Допрос проводил Брендон О'Коннор, пока Баннистер сидел на своем месте в позе мраморной статуи, тем не менее внимательно наблюдая за происходящим.

– Ваше имя, сэр?

– Моше Бар-Тов.

– И ваш адрес?

– Киббутц Эйн-Гев в Галилейской долине, Израиль.

– Это нечто вроде коллективного хозяйства, бывшая ферма?

– Да, на несколько сотен семей.

– Меняли ли вы когда-нибудь свое имя, сэр?

– Да, прошлое мое имя было Герман Паар.

– И до войны вы жили в Голландии?

– Да, в Роттердаме.

– Откуда вас немцы и депортировали?

– В начале 1943 года, вместе с моими двумя сестрами, матерью и отцом, В вагонах для скота нас доставили в Польшу. И я единственный из всей семьи выжил.

В противоположность размеренной манере Баннистера О'Коннор задавал вопросы в стремительном темпе, напоминая порывистостью шекспировского героя. На лице Бар-Това ничто не дрогнуло, когда он говорил о гибели семьи.

– Вам была нанесена татуировка?

– Да.

– Можете ли вы зачитать судье и присяжным ваш номер?

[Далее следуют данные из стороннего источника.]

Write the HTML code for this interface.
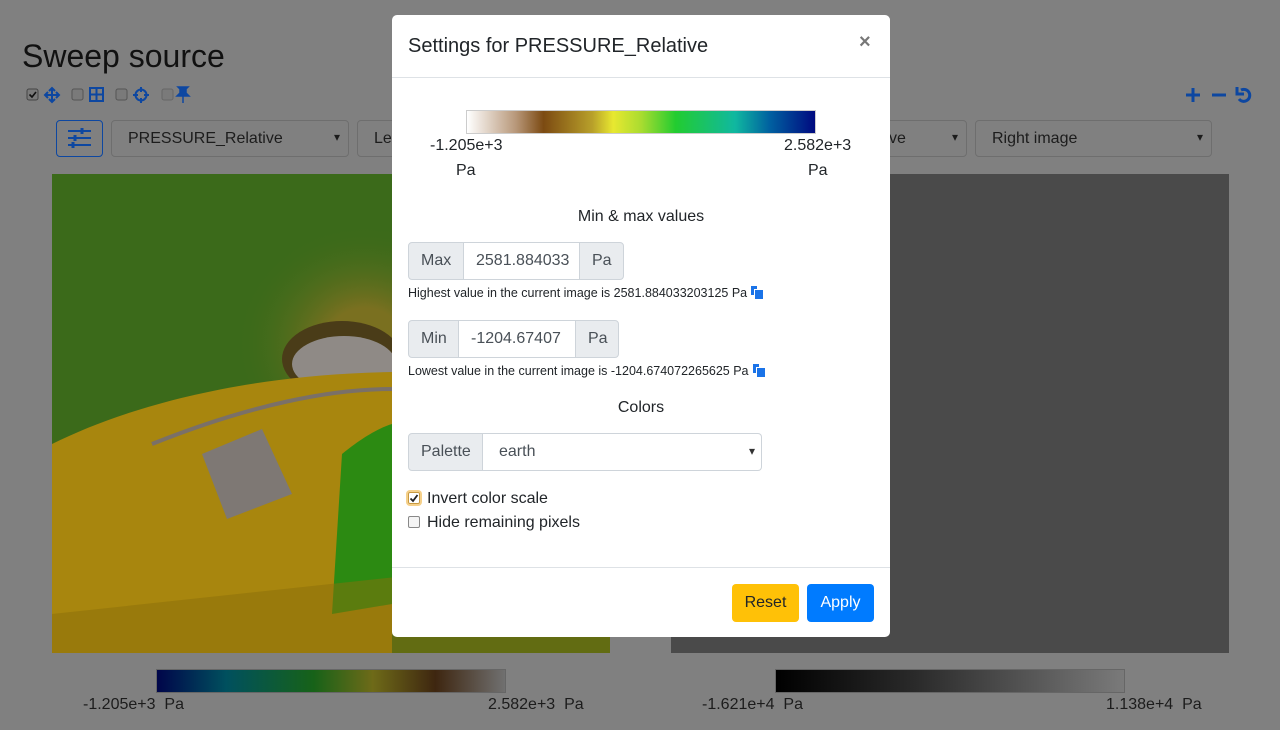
<!DOCTYPE html>
<html><head><meta charset="utf-8"><style>
*{box-sizing:border-box;margin:0;padding:0}
body{width:1280px;height:730px;overflow:hidden;background:#808080;font-family:"Liberation Sans",sans-serif;position:relative;color:#212529}
.abs{position:absolute}
.sel{position:absolute;border:1px solid #6e6e6e;border-radius:4px;height:37px;top:120px;font-size:16px;color:#1c1c1c;padding:9px 16px;background:#808080}
.sel:after{content:"▾";position:absolute;right:8px;top:9px;font-size:12px}
.modal{position:absolute;left:392px;top:15px;width:498px;height:622px;background:#fff;border-radius:5px}
.ig{position:absolute;left:16px;display:flex;height:38px;border-radius:4px;font-size:16px}
.ig span{display:block;border:1px solid #ced4da;padding:9px 12px;color:#495057;white-space:nowrap;overflow:hidden}
.ig .a{background:#e9ecef}
.small{position:absolute;left:16px;font-size:12.5px;color:#212529}
.copy{display:inline-block;width:11px;height:12px;position:relative;vertical-align:-1px;margin-left:4px}
.copy:before{content:"";position:absolute;left:0;top:0;width:6px;height:9px;background:#1a73e8}
.copy:after{content:"";position:absolute;left:3px;top:3px;width:8px;height:9px;background:#1a73e8;border-left:1px solid #fff;border-top:1px solid #fff}
</style></head><body>
<div class="abs" style="left:22px;top:38px;font-size:32px;color:#111">Sweep source</div>
<div class="abs" style="left:26px;top:86px;font-size:14px;color:#0d3d80">
<svg width="170" height="18" viewBox="0 0 170 18">
<rect x="1" y="3" width="11" height="11" rx="2" fill="#7a7a7a" stroke="#444"/><path d="M3.5 8.5l2.5 2.5 4-5" stroke="#111" stroke-width="1.6" fill="none"/>
<path d="M26 2v14M19 9h14M23 5l3-3 3 3M23 13l3 3 3-3M22 6l-3 3 3 3M30 6l3 3-3 3" stroke="#0d47a1" stroke-width="2" fill="none"/>
<rect x="46" y="3" width="11" height="11" rx="2" fill="#7a7a7a" stroke="#555"/>
<rect x="64" y="2" width="13" height="13" fill="none" stroke="#0d47a1" stroke-width="2"/><path d="M70.5 2v13M64 8.5h13" stroke="#0d47a1" stroke-width="2"/>
<rect x="90" y="3" width="11" height="11" rx="2" fill="#7a7a7a" stroke="#555"/>
<circle cx="115" cy="9" r="5.5" fill="none" stroke="#0d47a1" stroke-width="2"/><path d="M115 1v5M115 12v5M107 9h5M118 9h5" stroke="#0d47a1" stroke-width="2"/>
<rect x="136" y="3" width="11" height="11" rx="2" fill="#7a7a7a" stroke="#666"/>
<path d="M152 1h10l-2 2v4l3 3h-12l3-3v-4zM157 10v7" fill="#0d47a1" stroke="#0d47a1" stroke-width="1.5"/>
</svg></div>
<svg class="abs" style="left:1184px;top:86px" width="72" height="18"><path d="M2 9h14M9 2v14M28 9h14" stroke="#0d47a1" stroke-width="3"/><path d="M57 4a6 6 0 1 1 -2 9" stroke="#0d47a1" stroke-width="3" fill="none"/><path d="M53 1v7h7" fill="none" stroke="#0d47a1" stroke-width="3"/></svg>
<div class="abs" style="left:56px;top:120px;width:47px;height:37px;border:1px solid #0d47a1;border-radius:4px">
<svg width="45" height="35"><path d="M11 10h23M11 17h23M11 24h23" stroke="#0d47a1" stroke-width="2"/><path d="M25 7v6M18 14v6M16 21v6" stroke="#0d47a1" stroke-width="3"/></svg></div>
<div class="sel" style="left:111px;width:238px">PRESSURE_Relative</div>
<div class="sel" style="left:357px;width:60px">Le</div>
<div class="sel" style="left:870px;width:97px;padding-left:18px">ve</div>
<div class="sel" style="left:975px;width:237px">Right image</div>
<!-- left image -->
<div class="abs" style="left:52px;top:174px;width:558px;height:479px;background:#3b6a1a;overflow:hidden">
<svg width="558" height="479">
<defs><radialGradient id="g1" cx="0.55" cy="0.5" r="0.5"><stop offset="0.3" stop-color="#7a7020"/><stop offset="1" stop-color="#3b6a1a" stop-opacity="0"/></radialGradient></defs>
<ellipse cx="300" cy="170" rx="130" ry="120" fill="url(#g1)"/>
<ellipse cx="290" cy="185" rx="60" ry="38" fill="#4a3c18"/>
<ellipse cx="292" cy="190" rx="52" ry="28" fill="#8f8a86"/>
<path d="M0 270 C80 230 200 200 340 198 L340 479 L0 479 Z" fill="#a8860e"/>
<path d="M100 270 C200 230 280 215 340 215" stroke="#7a7068" stroke-width="4" fill="none"/>
<path d="M150 280 L210 255 L240 320 L175 345 Z" fill="#7e7874"/>
<path d="M290 280 C320 255 340 250 340 250 L340 430 L280 440 Z" fill="#2c8a12"/>
<path d="M0 440 L558 380 L558 479 L0 479Z" fill="#8a6e0a" opacity=".5"/>
</svg></div>
<div class="abs" style="left:671px;top:174px;width:558px;height:479px;background:#4a4a4a"></div>
<!-- bottom colorbars -->
<div class="abs" style="left:156px;top:669px;width:350px;height:24px;border:1px solid #666;background:linear-gradient(90deg,#00054a,#00505e 20%,#176218 45%,#6e6a18 62%,#3e2610 80%,#707070 100%)"></div>
<div class="abs" style="left:83px;top:696px;font-size:16px;color:#1c1c1c">-1.205e+3&nbsp; Pa</div>
<div class="abs" style="left:488px;top:696px;font-size:16px;color:#1c1c1c">2.582e+3&nbsp; Pa</div>
<div class="abs" style="left:775px;top:669px;width:350px;height:24px;border:1px solid #666;background:linear-gradient(90deg,#000,#2a2a2a 40%,#7a7a7a)"></div>
<div class="abs" style="left:702px;top:696px;font-size:16px;color:#1c1c1c">-1.621e+4&nbsp; Pa</div>
<div class="abs" style="left:1106px;top:696px;font-size:16px;color:#1c1c1c">1.138e+4&nbsp; Pa</div>
<!-- modal -->
<div class="modal">
<div class="abs" style="left:16px;top:20px;font-size:20px">Settings for PRESSURE_Relative</div>
<div class="abs" style="left:467px;top:16px;font-size:20px;font-weight:bold;color:#777">×</div>
<div class="abs" style="left:0;top:62px;width:498px;border-top:1px solid #dee2e6"></div>
<div class="abs" style="left:74px;top:95px;width:350px;height:24px;border:1px solid #ccc;background:linear-gradient(90deg,#fff,#b8987a 14%,#7c4a12 22%,#b8a02a 36%,#e8e830 42%,#aadc30 50%,#22cc30 60%,#10b8a0 77%,#0060a0 87%,#000a80 100%)"></div>
<div class="abs" style="left:38px;top:122px;font-size:16px">-1.205e+3</div>
<div class="abs" style="left:64px;top:147px;font-size:16px">Pa</div>
<div class="abs" style="left:392px;top:122px;font-size:16px">2.582e+3</div>
<div class="abs" style="left:416px;top:147px;font-size:16px">Pa</div>
<div class="abs" style="left:0;width:498px;text-align:center;top:193px;font-size:16px">Min &amp; max values</div>
<div class="ig" style="top:227px"><span class="a" style="border-radius:4px 0 0 4px;width:56px">Max</span><span style="width:115px;border-left:0;border-right:0">2581.884033</span><span class="a" style="border-radius:0 4px 4px 0;width:45px">Pa</span></div>
<div class="small" style="top:271px">Highest value in the current image is 2581.884033203125 Pa<i class="copy"></i></div>
<div class="ig" style="top:305px"><span class="a" style="border-radius:4px 0 0 4px;width:51px">Min</span><span style="width:116px;border-left:0;border-right:0">-1204.67407</span><span class="a" style="border-radius:0 4px 4px 0;width:44px">Pa</span></div>
<div class="small" style="top:349px">Lowest value in the current image is -1204.674072265625 Pa<i class="copy"></i></div>
<div class="abs" style="left:0;width:498px;text-align:center;top:384px;font-size:16px">Colors</div>
<div class="ig" style="top:418px"><span class="a" style="border-radius:4px 0 0 4px;width:75px">Palette</span><span style="width:279px;border-left:0;border-radius:0 4px 4px 0;position:relative;padding-left:16px">earth<b style="position:absolute;right:6px;top:10px;font-size:12px;font-weight:normal;color:#333">▾</b></span></div>
<div class="abs" style="left:16px;top:477px;width:12px;height:12px;border:1px solid #c89a40;border-radius:2px;box-shadow:0 0 0 2px #f5d08a"><svg width="10" height="10" style="position:absolute;left:0;top:0"><path d="M1.5 5.5l2.5 2.5 4.5-6" stroke="#222" stroke-width="1.8" fill="none"/></svg></div>
<div class="abs" style="left:35px;top:475px;font-size:16px">Invert color scale</div>
<div class="abs" style="left:16px;top:501px;width:12px;height:12px;border:1px solid #888;border-radius:2px;background:#f4f4f4"></div>
<div class="abs" style="left:35px;top:499px;font-size:16px">Hide remaining pixels</div>
<div class="abs" style="left:0;top:552px;width:498px;border-top:1px solid #dee2e6"></div>
<div class="abs" style="left:340px;top:569px;width:67px;height:38px;background:#ffc107;border-radius:4px;font-size:16px;text-align:center;line-height:38px">Reset</div>
<div class="abs" style="left:415px;top:569px;width:67px;height:38px;background:#007bff;border-radius:4px;font-size:16px;color:#fff;text-align:center;line-height:38px">Apply</div>
</div>
</body></html>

– Сто пятнадцать тысяч четыреста девяносто – и треугольник, обозначавший, что я еврей.

– И что произошло с вами в Ядвиге?

– Меня вместе с другими голландскими евреями послали работать на завод фирмы «И. Г. Фарбен», где мы делали снарядные гильзы.

Минутку вмешался Гилрой. Я не пытаюсь защищать никого из немецких промышленников. Но с другой стороны, тут нет никого из них, кто мог бы выступить в свою защиту.

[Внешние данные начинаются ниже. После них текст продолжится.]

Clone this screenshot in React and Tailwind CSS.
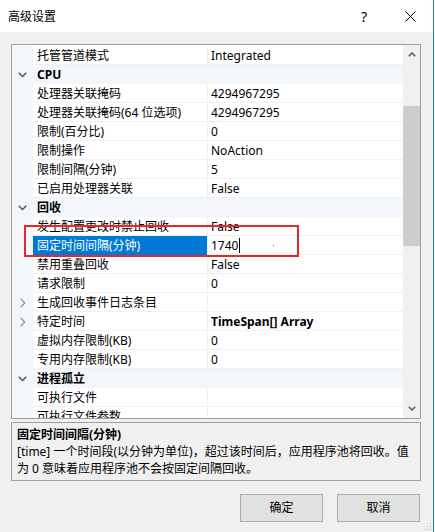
import React from "react";

const rows = [
  { l: "托管管道模式", v: "Integrated" },
  { cat: "CPU" },
  { l: "处理器关联掩码", v: "4294967295" },
  { l: "处理器关联掩码(64 位选项)", v: "4294967295" },
  { l: "限制(百分比)", v: "0" },
  { l: "限制操作", v: "NoAction" },
  { l: "限制间隔(分钟)", v: "5" },
  { l: "已启用处理器关联", v: "False" },
  { cat: "回收" },
  { l: "发生配置更改时禁止回收", v: "False" },
  { l: "固定时间间隔(分钟)", v: "1740", sel: true },
  { l: "禁用重叠回收", v: "False" },
  { l: "请求限制", v: "0" },
  { l: "生成回收事件日志条目", v: "", exp: true },
  { l: "特定时间", v: "TimeSpan[] Array", exp: true, bold: true },
  { l: "虚拟内存限制(KB)", v: "0" },
  { l: "专用内存限制(KB)", v: "0" },
  { cat: "进程孤立" },
  { l: "可执行文件", v: "" },
  { l: "可执行文件参数", v: "" },
];

function ChevDown() {
  return (
    <svg width="9" height="6" viewBox="0 0 9 6">
      <path d="M0.7 0.7 L4.5 4.5 L8.3 0.7" fill="none" stroke="#505050" strokeWidth="1.3" />
    </svg>
  );
}

function ChevRight() {
  return (
    <svg width="6" height="10" viewBox="0 0 6 10">
      <path d="M0.7 0.7 L4.7 5 L0.7 9.3" fill="none" stroke="#8a8a8a" strokeWidth="1.2" />
    </svg>
  );
}

function Row({ r }) {
  if (r.cat) {
    return (
      <div className="flex h-[19px] bg-[#f3f6fb] shrink-0">
        <div className="w-[21px] flex items-center justify-center pl-[0px]">
          <ChevDown />
        </div>
        <div className="pl-[4px] flex items-center font-bold text-[12px] leading-[19px] text-black">{r.cat}</div>
      </div>
    );
  }
  return (
    <div className="flex h-[19px] shrink-0">
      <div className="w-[21px] bg-[#f3f6fb] flex items-center justify-center">
        {r.exp ? <ChevRight /> : null}
      </div>
      <div
        className={
          r.sel
            ? "w-[174px] bg-[#0078d7] text-white flex items-center pl-[4px] text-[12px] leading-[19px] whitespace-nowrap border-b border-[#0078d7]"
            : "w-[174px] bg-white text-black flex items-center pl-[4px] text-[12px] leading-[19px] whitespace-nowrap border-b border-[#f0f0f0]"
        }
      >
        {r.l}
      </div>
      <div className="w-[1px] bg-[#f0f0f0]" />
      <div
        className={
          "flex-1 bg-white flex items-center pl-[3px] text-[12px] leading-[19px] text-black whitespace-nowrap border-b border-[#f0f0f0] " +
          (r.bold ? "font-bold" : "")
        }
      >
        {r.v}
        {r.sel ? <span className="inline-block w-[1px] h-[15px] bg-black ml-[1px]" /> : null}
      </div>
    </div>
  );
}

export default function App() {
  return (
    <div className="relative w-[434px] h-[532px] bg-[#f0f0f0] border-r border-[#1883d7] overflow-hidden font-['Noto_Sans','Noto_Sans_CJK_SC',sans-serif] text-black">
      {/* title bar */}
      <div className="h-[32px] bg-white flex items-center">
        <div className="pl-[8px] text-[12px] leading-[16px] pt-[1px]">高级设置</div>
        <div className="ml-auto w-[46px] h-[32px] flex items-center justify-center text-[14px] pt-[1px]">?</div>
        <div className="w-[46px] h-[32px] flex items-center justify-center pt-[1px]">
          <svg width="11" height="11" viewBox="0 0 11 11">
            <path d="M0.5 0.5 L10.5 10.5 M10.5 0.5 L0.5 10.5" stroke="#000" strokeWidth="1" />
          </svg>
        </div>
      </div>

      {/* property grid */}
      <div className="ml-[11px] mt-[12px] w-[410px] h-[375px] border border-[#a0a0a0] bg-white flex">
        <div className="flex-1 flex flex-col overflow-hidden pt-[1px]">
          {rows.map((r, i) => (
            <Row key={i} r={r} />
          ))}
        </div>
        <div className="w-[17px] bg-[#f0f0f0] flex flex-col">
          <div className="h-[17px] flex items-center justify-center mt-[1px]">
            <svg width="8" height="5" viewBox="0 0 8 5">
              <path d="M0.8 4.3 L4 1 L7.2 4.3" fill="none" stroke="#606060" strokeWidth="1.6" />
            </svg>
          </div>
          <div className="h-[43px]" />
          <div className="h-[140px] bg-[#cdcdcd]" />
          <div className="flex-1" />
          <div className="h-[17px] flex items-center justify-center mb-[1px]">
            <svg width="8" height="5" viewBox="0 0 8 5">
              <path d="M0.8 0.7 L4 4 L7.2 0.7" fill="none" stroke="#606060" strokeWidth="1.6" />
            </svg>
          </div>
        </div>
      </div>

      {/* description */}
      <div className="ml-[11px] mt-[3px] w-[410px] h-[59px] border border-[#a0a0a0] pl-[5px] pt-[3px] text-[12px] leading-[17px]">
        <div className="font-bold whitespace-nowrap">固定时间间隔(分钟)</div>
        <div className="whitespace-nowrap">[time] 一个时间段(以分钟为单位)，超过该时间后，应用程序池将回收。值</div>
        <div className="whitespace-nowrap">为 0 意味着应用程序池不会按固定间隔回收。</div>
      </div>

      {/* buttons */}
      <div className="mt-[13px] flex justify-end gap-[14px] pr-[13px]">
        <button className="w-[83px] h-[28px] bg-[#e1e1e1] border border-[#adadad] text-[12px] leading-[16px] text-black">确定</button>
        <button className="w-[83px] h-[28px] bg-[#e1e1e1] border border-[#adadad] text-[12px] leading-[16px] text-black">取消</button>
      </div>

      {/* red annotation */}
      <div className="absolute left-[24px] top-[225px] w-[275px] h-[32px] border-2 border-[#e8262b]" />
      <div className="absolute left-[273px] top-[245px] w-[1px] h-[1px] bg-[#e8262b]" />

      {/* resize grip */}
      <svg className="absolute right-[1px] bottom-[1px]" width="10" height="10" viewBox="0 0 10 10">
        <rect x="8" y="2" width="1" height="1" fill="#b8b8b8" />
        <rect x="5" y="5" width="1" height="1" fill="#b8b8b8" />
        <rect x="8" y="5" width="1" height="1" fill="#b8b8b8" />
        <rect x="2" y="8" width="1" height="1" fill="#b8b8b8" />
        <rect x="5" y="8" width="1" height="1" fill="#b8b8b8" />
        <rect x="8" y="8" width="1" height="1" fill="#b8b8b8" />
      </svg>
    </div>
  );
}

Доктор Либерман и Бар-Тов переговорили на иврите.

– Доктор Либерман, суд хотел бы знать, о чем идет разговор.

Доктор Либерман покраснел.

– Ваша честь, я не...

– Теперь мне придется обратиться к вам с требованием.

– Мистер Бар-Тов говорит, что с удовольствием пришлет вам английскую копию приговора по делу военных преступников из Ядвиги, которая имеется в библиотеке киббутца. Он настаивает, что в самом деле работал на предприятии «И. Г. Фарбен».

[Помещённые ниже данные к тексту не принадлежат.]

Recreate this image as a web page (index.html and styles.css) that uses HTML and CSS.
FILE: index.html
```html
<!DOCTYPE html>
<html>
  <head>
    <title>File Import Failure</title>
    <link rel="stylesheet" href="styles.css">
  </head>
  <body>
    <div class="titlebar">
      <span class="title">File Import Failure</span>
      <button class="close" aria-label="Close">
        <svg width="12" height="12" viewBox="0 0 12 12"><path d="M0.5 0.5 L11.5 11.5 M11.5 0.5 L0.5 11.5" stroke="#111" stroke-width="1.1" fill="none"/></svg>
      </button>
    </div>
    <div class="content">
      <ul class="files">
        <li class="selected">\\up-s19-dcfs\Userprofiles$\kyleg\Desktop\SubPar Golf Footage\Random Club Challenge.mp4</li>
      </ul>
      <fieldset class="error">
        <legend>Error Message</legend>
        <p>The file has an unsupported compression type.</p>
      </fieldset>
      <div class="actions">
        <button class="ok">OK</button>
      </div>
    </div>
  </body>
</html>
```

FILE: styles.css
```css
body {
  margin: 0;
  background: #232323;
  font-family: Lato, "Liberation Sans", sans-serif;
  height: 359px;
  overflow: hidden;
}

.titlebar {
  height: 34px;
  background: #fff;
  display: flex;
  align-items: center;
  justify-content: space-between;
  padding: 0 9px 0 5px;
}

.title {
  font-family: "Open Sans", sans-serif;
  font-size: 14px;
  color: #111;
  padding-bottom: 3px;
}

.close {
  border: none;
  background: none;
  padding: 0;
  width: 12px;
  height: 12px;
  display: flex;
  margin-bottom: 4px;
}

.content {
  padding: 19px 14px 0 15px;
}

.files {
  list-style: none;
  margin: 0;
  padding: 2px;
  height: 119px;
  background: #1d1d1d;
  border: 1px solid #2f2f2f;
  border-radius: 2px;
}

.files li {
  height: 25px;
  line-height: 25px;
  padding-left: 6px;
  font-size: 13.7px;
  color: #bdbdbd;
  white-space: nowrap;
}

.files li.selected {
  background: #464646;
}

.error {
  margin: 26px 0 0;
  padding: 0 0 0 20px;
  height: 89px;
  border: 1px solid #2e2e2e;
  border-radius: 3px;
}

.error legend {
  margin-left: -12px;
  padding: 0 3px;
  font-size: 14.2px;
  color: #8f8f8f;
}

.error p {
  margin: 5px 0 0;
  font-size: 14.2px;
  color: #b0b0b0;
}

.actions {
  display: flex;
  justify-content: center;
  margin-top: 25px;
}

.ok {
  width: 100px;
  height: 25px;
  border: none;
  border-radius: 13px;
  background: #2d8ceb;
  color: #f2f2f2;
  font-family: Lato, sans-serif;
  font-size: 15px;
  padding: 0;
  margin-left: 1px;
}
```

Энтони Гилрой настолько удивился, что на мгновение потерял дар речи, что было ему несвойственно. Перебирая карандаши, он что-то буркнул, а потом обратился к свидетелю.

– Ну что ж, передайте мистеру Бар-Тову, что я ценю его знания. И также объясните ему, что он находится в английском суде, где принято с уважением относиться к правилам ведения процесса. И если я прервал его, то отнюдь не из желания защитить нацистов или осужденных, а всего лишь из стремления соблюдать правила честного соревнования.

Выслушав перевод, Бар-Тов понял, что одержал победу, и милостиво кивнул судье.

– Итак, мистер Бар-Тов, сколько времени вы работали на этом... э-э-э, военном заводе?

– До середины 1943 года.

– Сколько лет вам было в то время?

– Семнадцать.

– И что с вами произошло далее?

– Однажды на завод явился офицер СС и отобрал несколько человек: меня и несколько других ребят из Голландии, примерно моего возраста. Нас отправили в главный лагерь Ядвиги и разместили в третьем бараке медицинского отделения. Через несколько недель пришли эсэсовцы и перевели нас в пятый барак. Нам приказали раздеться и специальной комнате. Затем спустя некоторое время меня завели в другую комнату для осмотра и сказали, чтобы я встал на четвереньки.

– Вы спрашивали, зачем это надо делать?

– Я все понял и стал отказываться.

– И что вам на это было сказано?

– Что я еврейская собака и что мне лучше бы перестать гавкать.

– На каком языке к вам обратились?

– На немецком.

– И кто это сказал?

– Восс.

– Кто еще был в помещении?

– Охрана из эсэсовцев и двое других, которые были то ли врачами, то ли санитарами.

– Можете ли опознать кого-то из них, кроме Восса?

– Нет.

– И что было потом?

– Я попытался спрыгнуть со стола и получил удар по голове. Сознания я не потерял, но у меня не было уже сил бороться с тремя или четырьмя людьми, которые держали меня на столе. Одни из санитаров поднес стеклянную пластинку к моему пенису, а врач или кто-то другой в белом халате засунул длинный, как ручка метлы, деревянный штырь мне в задний проход, отчего на стекло у меня вытекла сперма.

– Это было болезненно?

– Вы серьезно?

– Совершенно серьезно. Так это была болезненная процедура?

– Я взывал о жалости ко всем богам, которых знал и которых не знал.

– И что было потом?

– Меня замертво отволокли в другую комнату, и, пока держали, мою мошонку прижали к металлической пластинке на столе. Потом рентгеновский аппарат опустился к одному из яичек и оставался в таком положении пять или десять минут. А после меня вернули в третий барак.